Temporal queries: Reconstruct the state of any entity at any point in time.
Event replay: If you discover a bug in your processing logic, fix it and replay all events to recalculate the correct state.
Natural fit with CQRS: Events from the write side feed into projections that build the read model.

Trade-offs

Storage: Storing every event grows unbounded. Use snapshots (periodically save the current state) to avoid replaying millions of events on every read.
Complexity: Querying the current state requires replaying events or maintaining projections.
Event schema evolution: Changing the format of events over time is difficult. You must support reading both old and new event formats.

[!TIP] Event Sourcing is powerful but adds significant complexity. Use it when you have a genuine need for audit trails, temporal queries, or event replay (e.g., financial systems, collaborative editors). Don't use it for a simple blog or CRUD app.

6. The Strangler Fig Pattern: Migrating from Monolith to Microservices

You almost never rewrite a monolith from scratch. Instead, you incrementally extract functionality into microservices while the monolith continues running — like a strangler fig tree that slowly grows around and replaces its host tree.

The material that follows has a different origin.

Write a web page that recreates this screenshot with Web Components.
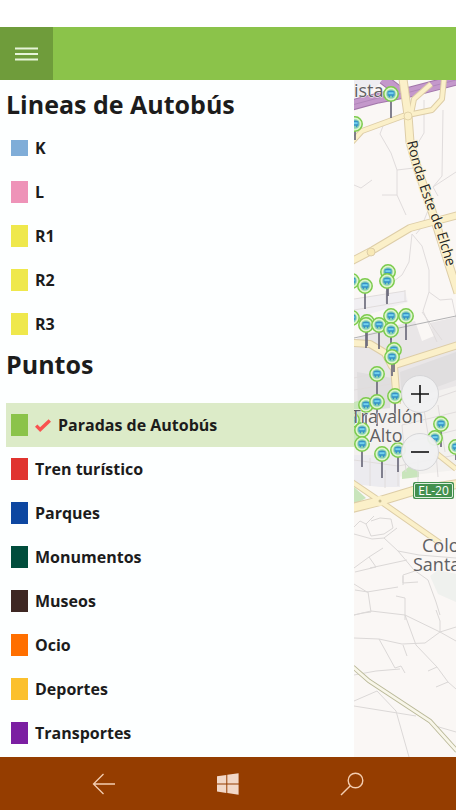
<!DOCTYPE html>
<html lang="es">
<head>
<meta charset="utf-8">
<meta name="viewport" content="width=device-width, initial-scale=1">
<title>Autobús</title>
<style>
  html, body {
    margin: 0;
    height: 100%;
  }
  body {
    font-family: "Open Sans", "Noto Sans", sans-serif;
    color: #1c1c1c;
    background: #fff;
  }
</style>
</head>
<body>
<bus-app>
  <app-header slot="header"></app-header>
  <layer-drawer slot="drawer">
    <layer-group>
      <span slot="title">Lineas de Autobús</span>
      <layer-item color="#7fadd8" short>K</layer-item>
      <layer-item color="#ee93b8">L</layer-item>
      <layer-item color="#efe84c">R1</layer-item>
      <layer-item color="#efe84c">R2</layer-item>
      <layer-item color="#efe84c">R3</layer-item>
    </layer-group>
    <layer-group spaced>
      <span slot="title">Puntos</span>
      <layer-item color="#8bc34a" checked>Paradas de Autobús</layer-item>
      <layer-item color="#e0342f">Tren turístico</layer-item>
      <layer-item color="#0d47a1">Parques</layer-item>
      <layer-item color="#004d3c">Monumentos</layer-item>
      <layer-item color="#3e2723">Museos</layer-item>
      <layer-item color="#ff6f00">Ocio</layer-item>
      <layer-item color="#fbc02d">Deportes</layer-item>
      <layer-item color="#7b1fa2">Transportes</layer-item>
    </layer-group>
  </layer-drawer>
  <city-map slot="map"></city-map>
  <system-nav slot="nav"></system-nav>
</bus-app>

<script>
class BusApp extends HTMLElement {
  connectedCallback() {
    this.attachShadow({ mode: "open" });
    this.shadowRoot.innerHTML = `
      <style>
        :host {
          display: flex;
          flex-direction: column;
          height: 100vh;
          padding-top: 27px;
          box-sizing: border-box;
        }
        main {
          flex: 1;
          min-height: 0;
          display: grid;
          grid-template-columns: minmax(0, 354px) minmax(80px, 1fr);
          grid-template-rows: minmax(0, 1fr);
        }
      </style>
      <slot name="header"></slot>
      <main>
        <slot name="drawer"></slot>
        <slot name="map"></slot>
      </main>
      <slot name="nav"></slot>
    `;
  }
}

class AppHeader extends HTMLElement {
  connectedCallback() {
    this.attachShadow({ mode: "open" });
    this.shadowRoot.innerHTML = `
      <style>
        :host {
          display: flex;
          height: 53px;
          background: #8bc34a;
        }
        button {
          width: 53px;
          padding: 0;
          border: 0;
          background: #6f9c3b;
          display: flex;
          align-items: center;
          justify-content: center;
          cursor: pointer;
        }
      </style>
      <button type="button" aria-label="Menú">
        <svg width="23" height="14" viewBox="0 0 23 14" stroke="#e6f4d8" stroke-width="2">
          <path d="M0 1.5h23M0 7h23M0 12.5h23"/>
        </svg>
      </button>
    `;
  }
}

class LayerDrawer extends HTMLElement {
  connectedCallback() {
    this.attachShadow({ mode: "open" });
    this.shadowRoot.innerHTML = `
      <style>
        :host {
          display: block;
          padding: 6px 0 0 6px;
          overflow: hidden;
          background: #fdffff;
        }
      </style>
      <slot></slot>
    `;
  }
}

class LayerGroup extends HTMLElement {
  connectedCallback() {
    this.attachShadow({ mode: "open" });
    this.shadowRoot.innerHTML = `
      <style>
        :host { display: block; }
        h2 {
          margin: 0 0 4px;
          font-size: 25px;
          line-height: 36px;
          font-weight: 700;
        }
        :host([spaced]) h2 { margin-bottom: 21px; }
      </style>
      <h2><slot name="title"></slot></h2>
      <slot></slot>
    `;
  }
}

class LayerItem extends HTMLElement {
  connectedCallback() {
    this.attachShadow({ mode: "open" });
    this.shadowRoot.innerHTML = `
      <style>
        :host { display: block; }
        label {
          display: flex;
          align-items: center;
          gap: 7px;
          height: 44px;
          padding-left: 5px;
          font-size: 16px;
          font-weight: 700;
          cursor: pointer;
        }
        label:has(input:checked) { background: #dcebc8; }
        input {
          appearance: none;
          flex: none;
          width: 17px;
          height: 22px;
          margin: 0;
          background: var(--swatch);
        }
        :host([short]) input { height: 16px; }
        svg { display: none; }
        input:checked + svg { display: block; }
      </style>
      <label>
        <input type="checkbox">
        <svg width="16" height="13" viewBox="0 0 16 13" fill="none" stroke="#f9524f" stroke-width="3.4">
          <path d="M1.2 6.6l4 4L14.8 1.4"/>
        </svg>
        <span><slot></slot></span>
      </label>
    `;
    const input = this.shadowRoot.querySelector("input");
    input.style.setProperty("--swatch", this.getAttribute("color"));
    input.checked = this.hasAttribute("checked");
  }
}

// [x, y, bottom of the stem]
const STOPS = [
  [391, 94, 118], [355, 124, 140], [352, 281, 290], [352, 318, 330],
  [388, 272, 296], [387, 281, 304], [365, 286, 309],
  [391, 316, 340], [406, 316, 340], [367, 322, 346], [366, 325, 348],
  [379, 325, 349], [391, 330, 349], [394, 350, 372], [392, 357, 376],
  [377, 374, 398], [395, 396, 420], [366, 405, 428], [377, 402, 426],
  [352, 420, 440], [362, 430, 452], [362, 444, 467], [382, 454, 478],
  [398, 450, 472], [435, 438, 445], [441, 424, 447], [456, 447, 460]
];

class CityMap extends HTMLElement {
  connectedCallback() {
    this.attachShadow({ mode: "open" });
    const stems = STOPS.map(([x, y, end]) => `<path d="M${x} ${y + 7}V${end}"/>`).join("");
    const pins = STOPS.map(([x, y]) => `<use href="#stop" x="${x}" y="${y}"/>`).join("");
    this.shadowRoot.innerHTML = `
      <style>
        :host {
          display: block;
          position: relative;
          overflow: hidden;
          background: #faf7f5;
        }
        .canvas {
          display: block;
          width: 100%;
          height: 100%;
        }
        .place {
          font-size: 18px;
          fill: #606063;
          stroke: #faf7f5;
          stroke-width: 1;
          paint-order: stroke;
        }
        .road {
          font-size: 14px;
          fill: #262626;
          stroke: #fdf3d2;
          stroke-width: 2;
          paint-order: stroke;
        }
        .shield {
          font-size: 12px;
          fill: #fff;
        }
        .zoom {
          position: absolute;
          top: 295px;
          right: 17px;
          display: flex;
          flex-direction: column;
          gap: 20px;
        }
        button {
          width: 38px;
          height: 38px;
          padding: 0;
          border: 1px solid #d6d6d8;
          border-radius: 50%;
          background: rgba(240, 240, 241, 0.95);
          display: flex;
          align-items: center;
          justify-content: center;
          cursor: pointer;
        }
      </style>
      <svg class="canvas" viewBox="354 80 102 677" preserveAspectRatio="xMinYMin slice" fill="none">
        <defs>
          <g id="stop">
            <circle r="7.2" fill="#dff5cc" stroke="#7ccb4c" stroke-width="1.5"/>
            <circle r="4.8" fill="#8cd3b4"/>
            <path d="M-3.5 -2.6q3.5 -1.6 7 0v4.4h-1.2v1.4h-1.4v-1.4h-1.8v1.4h-1.4v-1.4h-1.2z" fill="#3692c8"/>
            <path d="M-2.6 -1.8h5.2v2h-5.2z" fill="#74d3ee"/>
          </g>
          <path id="ronda" d="M407 142C413 169 424 202 434 225C440 243 445 262 455 293"/>
        </defs>

        <!-- built-up areas and parks -->
        <path d="M354 340L366 334L394 326L415 321L422 341L434 336L430 323L456 317V470H354z" fill="#e9e6e7"/>
        <path d="M354 416L396 402L456 386V470L354 482z" fill="#f3f1ef"/>
        <path d="M357 372L392 378L390 408L358 412zM400 372L456 352V380L402 400z" fill="#e0dedf"/>
        <path d="M354 299L405 291L408 302L354 319z" fill="#f1eff2"/>
        <path d="M354 455H400V487H380L354 484z" fill="#ecebef"/>
        <path d="M430 576L438 570L456 574V602L438 594z" fill="#eff1ee"/>
        <path d="M354 402L361 400V440L354 446zM354 487L366 498L354 505zM402 472L410 466L419 472V477L402 479z" fill="#c9e5bc"/>
        <path d="M354 80H384L366 95L354 98z" fill="#eeedf1"/>

        <!-- minor streets -->
        <g stroke="#e0dcdc">
          <path d="M383 126L380 134L391 153L397 170V195H382M397 170L414 168M443 110L442 176L433 187M456 172L433 187L438 196M424 100V133L418 143M397 195L406 215M354 185L361 188L372 180"/>
          <path d="M412 234L409 262L402 275L390 284M412 234L422 246L429 270V292L423 311L437 342M429 292L440 300L452 299L456 318M422 312L442 340M354 299L405 291M354 310L407 301M386 291V303M405 290V302"/>
          <path d="M429 208L421 228L416 234"/>
          <path d="M354 378L376 373M354 390L391 384M407 408L456 391M402 425L456 412M400 444L456 430M424 410L430 446M438 405L445 452M402 425L406 472M354 460L398 466L456 455M370 458V486M385 470V488M398 466V486M436 453L438 477M418 458V482"/>
        </g>
        <g stroke="#dbd8d7">
          <path d="M354 527L360 521L366 524L374 516M366 524L371 536L384 534L393 528L391 519L380 518L371 521M354 534L372 539L384 538L397 528M384 538L398 551L419 555L456 558M354 568L369 557L383 548M369 557L376 567L355 572M370 568L407 560M354 584L367 592L398 587M403 585V575L424 568M403 576V583L418 582M354 615L363 613L371 612L368 592L355 590M405 620V598L396 596M398 551L414 570L428 580L436 602L440 615"/>
          <path d="M354 615L371 611L405 615L440 632L456 641M440 632L456 627M440 632V621L436 610M354 638L379 639L402 644L425 643L440 632M379 639L395 668L401 666L405 673M403 645L407 656M405 615L416 645L437 667L448 682L456 689M354 675L376 671L400 669M437 667L428 671M448 682L436 687M354 701L377 691L396 711L409 757M354 706L416 716M432 725L456 732"/>
        </g>
        <path d="M354 338L394 329L456 316" stroke="#b1b1b3"/>

        <!-- motorway -->
        <path d="M352 105L378 98L410 92L456 80M383 79L400 92" stroke="#a276aa" stroke-width="11"/>
        <path d="M352 105L378 98L410 92L456 80M383 79L400 92" stroke="#c498cb" stroke-width="9"/>
        <path d="M352 105L378 98L410 92L456 80" stroke="#b187ba"/>

        <!-- main roads: casing first, then fill -->
        <g stroke="#ddcda7" stroke-linejoin="round">
          <path d="M352 142L362 131L403 116L432 110L442 99L444 79M411 114L414 99L431 84" stroke-width="6"/>
          <path d="M403 79L408 115L410 142L418 170L431 208L443 246L458 293" stroke-width="9"/>
          <path d="M352 261L373 250L410 228L458 215M353 343L370 344L385 353L392 366L458 345M394 366L397 404" stroke-width="8"/>
          <path d="M352 508L380 501L413 491L458 484" stroke-width="10"/>
          <path d="M352 482L380 501L440 543M436 453L456 469" stroke-width="6"/>
        </g>
        <g stroke="#fbf0c9" stroke-linejoin="round">
          <path d="M352 142L362 131L403 116L432 110L442 99L444 79M411 114L414 99L431 84" stroke-width="4"/>
          <path d="M403 79L408 115L410 142L418 170L431 208L443 246L458 293" stroke-width="7"/>
          <path d="M352 261L373 250L410 228L458 215M353 343L370 344L385 353L392 366L458 345M394 366L397 404" stroke-width="6"/>
          <path d="M352 508L380 501L413 491L458 484" stroke-width="8"/>
          <path d="M352 482L380 501L440 543M436 453L456 469" stroke-width="4"/>
        </g>
        <circle cx="408" cy="116" r="4" fill="#fbf0c9" stroke="#e3d4a9"/>
        <circle cx="371" cy="252" r="4" fill="#f8e9b6" stroke="#ddcda7"/>
        <circle cx="380" cy="501" r="5" fill="#fbf0c9"/>
        <circle cx="380" cy="501" r="1.5" fill="#c9bd92"/>

        <!-- railway -->
        <path d="M353 667L369 681L430 721L457 751" stroke="#b9b898" stroke-width="4.5"/>
        <path d="M353 667L369 681L430 721L457 751" stroke="#f8f6e9" stroke-width="2.8"/>

        <g stroke="#6d6c7c" stroke-width="1.7">${stems}</g>
        ${pins}

        <text class="road"><textPath href="#ronda">Ronda Este de Elche</textPath></text>
        <text class="place" x="354" y="97">ista</text>
        <text class="place" x="387" y="423" text-anchor="middle">Travalón</text>
        <text class="place" x="386" y="442" text-anchor="middle">Alto</text>
        <text class="place" x="422" y="552">Colo</text>
        <text class="place" x="413" y="571">Santa</text>

        <rect x="413" y="482" width="41" height="17" rx="2" fill="#43904f"/>
        <rect x="414.5" y="483.5" width="38" height="14" rx="1.5" stroke="#dff0df"/>
        <text class="shield" x="433.5" y="495" text-anchor="middle">EL-20</text>
      </svg>
      <div class="zoom">
        <button type="button" aria-label="Acercar">
          <svg width="18" height="18" viewBox="0 0 18 18" stroke="#111" stroke-width="1.6"><path d="M0 9h18M9 0v18"/></svg>
        </button>
        <button type="button" aria-label="Alejar">
          <svg width="18" height="18" viewBox="0 0 18 18" stroke="#111" stroke-width="1.6"><path d="M0 9h18"/></svg>
        </button>
      </div>
    `;
  }
}

class SystemNav extends HTMLElement {
  connectedCallback() {
    this.attachShadow({ mode: "open" });
    this.shadowRoot.innerHTML = `
      <style>
        :host { display: block; background: #953d00; }
        nav {
          display: grid;
          grid-template-columns: repeat(3, 1fr);
          height: 53px;
          padding: 0 42px;
        }
        button {
          padding: 0;
          border: 0;
          background: none;
          display: flex;
          align-items: center;
          justify-content: center;
          cursor: pointer;
        }
      </style>
      <nav>
        <button type="button" aria-label="Atrás">
          <svg width="24" height="22" viewBox="0 0 24 22" fill="none" stroke="#f3cdb0" stroke-width="1.3">
            <path d="M11.5 1L1.5 11l10 10M1.5 11H23"/>
          </svg>
        </button>
        <button type="button" aria-label="Inicio">
          <svg width="22" height="22" viewBox="0 0 22 22" fill="#f2d8c8">
            <path d="M0 3.2L9.3 2v8.4H0zM10.3 1.8L21.6 0.2v10.2H10.3zM0 11.4h9.3v8.5L0 18.6zM10.3 11.4h11.3v10.3l-11.3-1.6z"/>
          </svg>
        </button>
        <button type="button" aria-label="Buscar">
          <svg width="24" height="24" viewBox="0 0 24 24" fill="none" stroke="#f3cdb0" stroke-width="1.4">
            <circle cx="15.5" cy="8.5" r="7.3"/>
            <path d="M10.3 13.7L1 23"/>
          </svg>
        </button>
      </nav>
    `;
  }
}

customElements.define("bus-app", BusApp);
customElements.define("app-header", AppHeader);
customElements.define("layer-drawer", LayerDrawer);
customElements.define("layer-group", LayerGroup);
customElements.define("layer-item", LayerItem);
customElements.define("city-map", CityMap);
customElements.define("system-nav", SystemNav);
</script>
</body>
</html>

Phase 1: All traffic goes to the monolith.
┌──────────────────────────────┐
│    Monolith (all features)   │
└──────────────────────────────┘

Phase 2: Extract one feature. Route its traffic to the new service.
┌──────────────────────────────┐     ┌─────────────────┐
│  Monolith (minus Payments)   │     │ Payment Service  │
└──────────────────────────────┘     └─────────────────┘
          API Gateway routes /api/payments → Payment Service
          API Gateway routes everything else → Monolith

Phase 3: Continue extracting features until the monolith is empty.
┌──────────┐ ┌──────────┐ ┌──────────┐ ┌──────────┐
│  Users   │ │ Payments │ │  Orders  │ │  Email   │
│ Service  │ │ Service  │ │ Service  │ │ Service  │
└──────────┘ └──────────┘ └──────────┘ └──────────┘

This approach minimizes risk because the monolith remains functional throughout the migration. Each extracted service can be validated independently before cutting over traffic.